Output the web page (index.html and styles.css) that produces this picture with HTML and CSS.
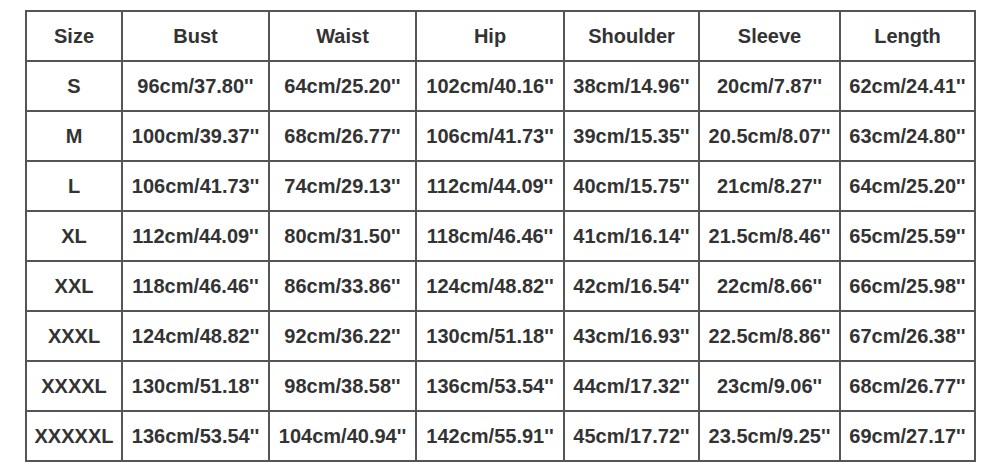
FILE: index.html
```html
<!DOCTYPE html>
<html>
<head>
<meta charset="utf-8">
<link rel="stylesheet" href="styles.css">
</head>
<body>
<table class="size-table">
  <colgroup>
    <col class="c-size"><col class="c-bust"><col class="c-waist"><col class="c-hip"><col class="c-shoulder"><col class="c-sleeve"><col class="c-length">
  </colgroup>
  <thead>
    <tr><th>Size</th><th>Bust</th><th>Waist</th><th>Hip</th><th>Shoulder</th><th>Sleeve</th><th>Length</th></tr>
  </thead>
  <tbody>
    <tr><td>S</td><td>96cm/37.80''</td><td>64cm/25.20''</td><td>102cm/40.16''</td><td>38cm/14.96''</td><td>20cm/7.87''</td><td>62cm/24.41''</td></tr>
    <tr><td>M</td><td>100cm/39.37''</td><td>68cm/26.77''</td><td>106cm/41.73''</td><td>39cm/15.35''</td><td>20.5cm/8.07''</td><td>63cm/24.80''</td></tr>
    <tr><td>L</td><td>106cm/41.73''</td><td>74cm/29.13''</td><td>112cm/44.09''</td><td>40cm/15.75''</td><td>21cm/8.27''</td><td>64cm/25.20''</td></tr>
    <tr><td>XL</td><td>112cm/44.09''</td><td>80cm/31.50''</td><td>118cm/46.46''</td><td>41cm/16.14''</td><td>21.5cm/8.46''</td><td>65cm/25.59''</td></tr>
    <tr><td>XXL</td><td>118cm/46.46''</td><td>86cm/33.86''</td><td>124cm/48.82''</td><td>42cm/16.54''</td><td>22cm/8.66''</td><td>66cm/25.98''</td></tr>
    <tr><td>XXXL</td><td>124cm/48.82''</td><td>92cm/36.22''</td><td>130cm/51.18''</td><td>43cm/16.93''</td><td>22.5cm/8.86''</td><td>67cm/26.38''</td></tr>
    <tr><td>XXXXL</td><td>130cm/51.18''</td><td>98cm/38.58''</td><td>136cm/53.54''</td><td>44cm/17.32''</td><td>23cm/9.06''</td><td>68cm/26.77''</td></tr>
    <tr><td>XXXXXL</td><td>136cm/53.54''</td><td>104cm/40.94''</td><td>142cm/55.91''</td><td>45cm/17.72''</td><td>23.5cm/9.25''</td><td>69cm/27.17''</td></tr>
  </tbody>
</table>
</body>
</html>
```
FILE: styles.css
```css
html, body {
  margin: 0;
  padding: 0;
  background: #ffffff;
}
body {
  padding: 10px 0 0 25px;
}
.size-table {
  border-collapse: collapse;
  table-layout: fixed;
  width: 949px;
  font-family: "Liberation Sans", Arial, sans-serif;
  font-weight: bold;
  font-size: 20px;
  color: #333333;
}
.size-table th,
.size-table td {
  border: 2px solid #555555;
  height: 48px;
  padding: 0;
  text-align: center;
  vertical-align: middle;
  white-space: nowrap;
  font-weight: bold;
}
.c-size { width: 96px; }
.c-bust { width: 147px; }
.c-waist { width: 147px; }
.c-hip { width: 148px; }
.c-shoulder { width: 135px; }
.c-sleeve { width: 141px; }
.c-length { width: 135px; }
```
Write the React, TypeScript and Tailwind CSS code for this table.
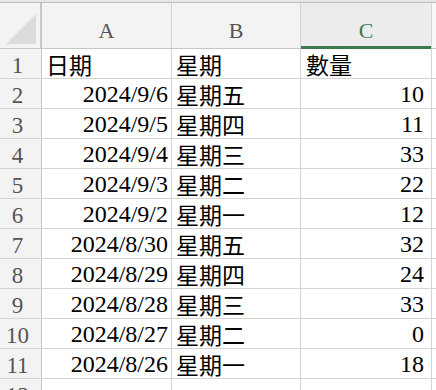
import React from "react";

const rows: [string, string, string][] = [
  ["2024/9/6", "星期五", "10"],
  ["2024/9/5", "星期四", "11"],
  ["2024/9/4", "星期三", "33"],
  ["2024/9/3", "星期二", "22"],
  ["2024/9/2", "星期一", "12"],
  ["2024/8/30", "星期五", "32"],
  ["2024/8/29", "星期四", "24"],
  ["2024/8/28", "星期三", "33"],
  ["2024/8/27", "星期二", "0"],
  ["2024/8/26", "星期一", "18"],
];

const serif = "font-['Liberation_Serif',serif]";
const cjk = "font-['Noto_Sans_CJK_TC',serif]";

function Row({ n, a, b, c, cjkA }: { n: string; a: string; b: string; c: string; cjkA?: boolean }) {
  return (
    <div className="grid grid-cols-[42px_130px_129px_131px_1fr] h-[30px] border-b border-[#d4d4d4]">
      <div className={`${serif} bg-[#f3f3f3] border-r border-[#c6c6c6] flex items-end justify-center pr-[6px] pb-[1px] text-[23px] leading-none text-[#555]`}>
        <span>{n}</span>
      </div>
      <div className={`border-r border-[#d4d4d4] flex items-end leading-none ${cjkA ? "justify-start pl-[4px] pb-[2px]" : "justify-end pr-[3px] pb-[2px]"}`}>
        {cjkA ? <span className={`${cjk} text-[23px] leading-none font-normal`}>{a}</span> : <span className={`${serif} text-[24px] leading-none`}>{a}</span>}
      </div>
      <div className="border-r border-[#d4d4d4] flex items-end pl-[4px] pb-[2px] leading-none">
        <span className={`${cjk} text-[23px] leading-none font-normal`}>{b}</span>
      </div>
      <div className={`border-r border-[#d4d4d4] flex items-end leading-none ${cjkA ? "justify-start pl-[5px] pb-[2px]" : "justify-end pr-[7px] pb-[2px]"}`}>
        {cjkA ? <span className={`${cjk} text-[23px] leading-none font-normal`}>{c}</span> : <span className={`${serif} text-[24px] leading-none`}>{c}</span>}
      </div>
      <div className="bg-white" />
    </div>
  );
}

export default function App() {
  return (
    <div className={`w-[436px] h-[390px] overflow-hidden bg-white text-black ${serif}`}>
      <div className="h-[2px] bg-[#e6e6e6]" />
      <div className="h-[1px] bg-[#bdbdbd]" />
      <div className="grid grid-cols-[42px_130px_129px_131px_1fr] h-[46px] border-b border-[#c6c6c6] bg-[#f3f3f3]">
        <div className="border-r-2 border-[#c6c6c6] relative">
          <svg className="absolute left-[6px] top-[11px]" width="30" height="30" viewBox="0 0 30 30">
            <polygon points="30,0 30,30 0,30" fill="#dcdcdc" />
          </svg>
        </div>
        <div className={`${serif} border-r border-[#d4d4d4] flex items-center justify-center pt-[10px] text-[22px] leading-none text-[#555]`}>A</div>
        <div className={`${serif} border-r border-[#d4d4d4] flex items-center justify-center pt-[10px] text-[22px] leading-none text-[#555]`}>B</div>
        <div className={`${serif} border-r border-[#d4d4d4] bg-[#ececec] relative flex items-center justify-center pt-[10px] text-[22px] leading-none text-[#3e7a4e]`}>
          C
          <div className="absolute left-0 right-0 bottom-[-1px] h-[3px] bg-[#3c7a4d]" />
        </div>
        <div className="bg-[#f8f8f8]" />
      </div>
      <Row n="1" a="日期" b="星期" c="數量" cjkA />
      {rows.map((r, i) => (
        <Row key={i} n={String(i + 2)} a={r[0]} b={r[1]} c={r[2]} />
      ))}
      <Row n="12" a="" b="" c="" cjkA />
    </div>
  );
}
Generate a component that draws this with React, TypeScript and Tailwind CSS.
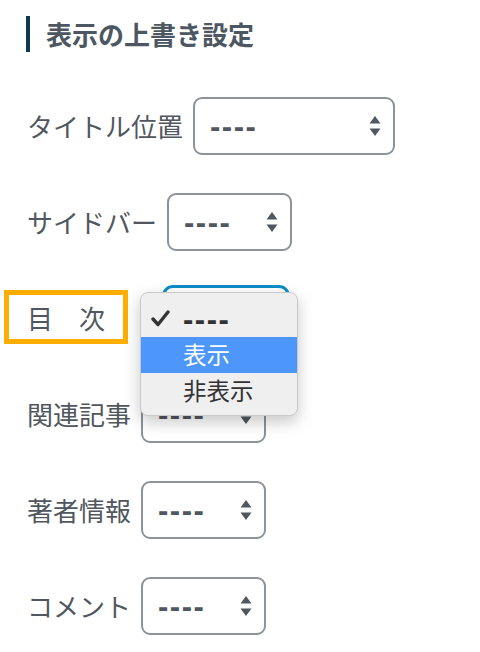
------------------------------------------------------------
# TASK DIRECTIONS
Copy out the whole listing exactly, and don't carry over any pictures.

# REPLY TO THE TASK
Output the web page (index.html and styles.css) that produces this picture with HTML and CSS.
FILE: index.html
```html
<!DOCTYPE html>
<html>
<head>
<meta charset="utf-8">
<link rel="stylesheet" href="styles.css">
</head>
<body>
<table class="size-table">
  <colgroup>
    <col class="c-size"><col class="c-bust"><col class="c-waist"><col class="c-hip"><col class="c-shoulder"><col class="c-sleeve"><col class="c-length">
  </colgroup>
  <thead>
    <tr><th>Size</th><th>Bust</th><th>Waist</th><th>Hip</th><th>Shoulder</th><th>Sleeve</th><th>Length</th></tr>
  </thead>
  <tbody>
    <tr><td>S</td><td>96cm/37.80''</td><td>64cm/25.20''</td><td>102cm/40.16''</td><td>38cm/14.96''</td><td>20cm/7.87''</td><td>62cm/24.41''</td></tr>
    <tr><td>M</td><td>100cm/39.37''</td><td>68cm/26.77''</td><td>106cm/41.73''</td><td>39cm/15.35''</td><td>20.5cm/8.07''</td><td>63cm/24.80''</td></tr>
    <tr><td>L</td><td>106cm/41.73''</td><td>74cm/29.13''</td><td>112cm/44.09''</td><td>40cm/15.75''</td><td>21cm/8.27''</td><td>64cm/25.20''</td></tr>
    <tr><td>XL</td><td>112cm/44.09''</td><td>80cm/31.50''</td><td>118cm/46.46''</td><td>41cm/16.14''</td><td>21.5cm/8.46''</td><td>65cm/25.59''</td></tr>
    <tr><td>XXL</td><td>118cm/46.46''</td><td>86cm/33.86''</td><td>124cm/48.82''</td><td>42cm/16.54''</td><td>22cm/8.66''</td><td>66cm/25.98''</td></tr>
    <tr><td>XXXL</td><td>124cm/48.82''</td><td>92cm/36.22''</td><td>130cm/51.18''</td><td>43cm/16.93''</td><td>22.5cm/8.86''</td><td>67cm/26.38''</td></tr>
    <tr><td>XXXXL</td><td>130cm/51.18''</td><td>98cm/38.58''</td><td>136cm/53.54''</td><td>44cm/17.32''</td><td>23cm/9.06''</td><td>68cm/26.77''</td></tr>
    <tr><td>XXXXXL</td><td>136cm/53.54''</td><td>104cm/40.94''</td><td>142cm/55.91''</td><td>45cm/17.72''</td><td>23.5cm/9.25''</td><td>69cm/27.17''</td></tr>
  </tbody>
</table>
</body>
</html>
```
FILE: styles.css
```css
html, body {
  margin: 0;
  padding: 0;
  background: #ffffff;
}
body {
  padding: 10px 0 0 25px;
}
.size-table {
  border-collapse: collapse;
  table-layout: fixed;
  width: 949px;
  font-family: "Liberation Sans", Arial, sans-serif;
  font-weight: bold;
  font-size: 20px;
  color: #333333;
}
.size-table th,
.size-table td {
  border: 2px solid #555555;
  height: 48px;
  padding: 0;
  text-align: center;
  vertical-align: middle;
  white-space: nowrap;
  font-weight: bold;
}
.c-size { width: 96px; }
.c-bust { width: 147px; }
.c-waist { width: 147px; }
.c-hip { width: 148px; }
.c-shoulder { width: 135px; }
.c-sleeve { width: 141px; }
.c-length { width: 135px; }
```
Write the React, TypeScript and Tailwind CSS code for this table.
import React from "react";

const rows: [string, string, string][] = [
  ["2024/9/6", "星期五", "10"],
  ["2024/9/5", "星期四", "11"],
  ["2024/9/4", "星期三", "33"],
  ["2024/9/3", "星期二", "22"],
  ["2024/9/2", "星期一", "12"],
  ["2024/8/30", "星期五", "32"],
  ["2024/8/29", "星期四", "24"],
  ["2024/8/28", "星期三", "33"],
  ["2024/8/27", "星期二", "0"],
  ["2024/8/26", "星期一", "18"],
];

const serif = "font-['Liberation_Serif',serif]";
const cjk = "font-['Noto_Sans_CJK_TC',serif]";

function Row({ n, a, b, c, cjkA }: { n: string; a: string; b: string; c: string; cjkA?: boolean }) {
  return (
    <div className="grid grid-cols-[42px_130px_129px_131px_1fr] h-[30px] border-b border-[#d4d4d4]">
      <div className={`${serif} bg-[#f3f3f3] border-r border-[#c6c6c6] flex items-end justify-center pr-[6px] pb-[1px] text-[23px] leading-none text-[#555]`}>
        <span>{n}</span>
      </div>
      <div className={`border-r border-[#d4d4d4] flex items-end leading-none ${cjkA ? "justify-start pl-[4px] pb-[2px]" : "justify-end pr-[3px] pb-[2px]"}`}>
        {cjkA ? <span className={`${cjk} text-[23px] leading-none font-normal`}>{a}</span> : <span className={`${serif} text-[24px] leading-none`}>{a}</span>}
      </div>
      <div className="border-r border-[#d4d4d4] flex items-end pl-[4px] pb-[2px] leading-none">
        <span className={`${cjk} text-[23px] leading-none font-normal`}>{b}</span>
      </div>
      <div className={`border-r border-[#d4d4d4] flex items-end leading-none ${cjkA ? "justify-start pl-[5px] pb-[2px]" : "justify-end pr-[7px] pb-[2px]"}`}>
        {cjkA ? <span className={`${cjk} text-[23px] leading-none font-normal`}>{c}</span> : <span className={`${serif} text-[24px] leading-none`}>{c}</span>}
      </div>
      <div className="bg-white" />
    </div>
  );
}

export default function App() {
  return (
    <div className={`w-[436px] h-[390px] overflow-hidden bg-white text-black ${serif}`}>
      <div className="h-[2px] bg-[#e6e6e6]" />
      <div className="h-[1px] bg-[#bdbdbd]" />
      <div className="grid grid-cols-[42px_130px_129px_131px_1fr] h-[46px] border-b border-[#c6c6c6] bg-[#f3f3f3]">
        <div className="border-r-2 border-[#c6c6c6] relative">
          <svg className="absolute left-[6px] top-[11px]" width="30" height="30" viewBox="0 0 30 30">
            <polygon points="30,0 30,30 0,30" fill="#dcdcdc" />
          </svg>
        </div>
        <div className={`${serif} border-r border-[#d4d4d4] flex items-center justify-center pt-[10px] text-[22px] leading-none text-[#555]`}>A</div>
        <div className={`${serif} border-r border-[#d4d4d4] flex items-center justify-center pt-[10px] text-[22px] leading-none text-[#555]`}>B</div>
        <div className={`${serif} border-r border-[#d4d4d4] bg-[#ececec] relative flex items-center justify-center pt-[10px] text-[22px] leading-none text-[#3e7a4e]`}>
          C
          <div className="absolute left-0 right-0 bottom-[-1px] h-[3px] bg-[#3c7a4d]" />
        </div>
        <div className="bg-[#f8f8f8]" />
      </div>
      <Row n="1" a="日期" b="星期" c="數量" cjkA />
      {rows.map((r, i) => (
        <Row key={i} n={String(i + 2)} a={r[0]} b={r[1]} c={r[2]} />
      ))}
      <Row n="12" a="" b="" c="" cjkA />
    </div>
  );
}
Generate a component that draws this with React, TypeScript and Tailwind CSS.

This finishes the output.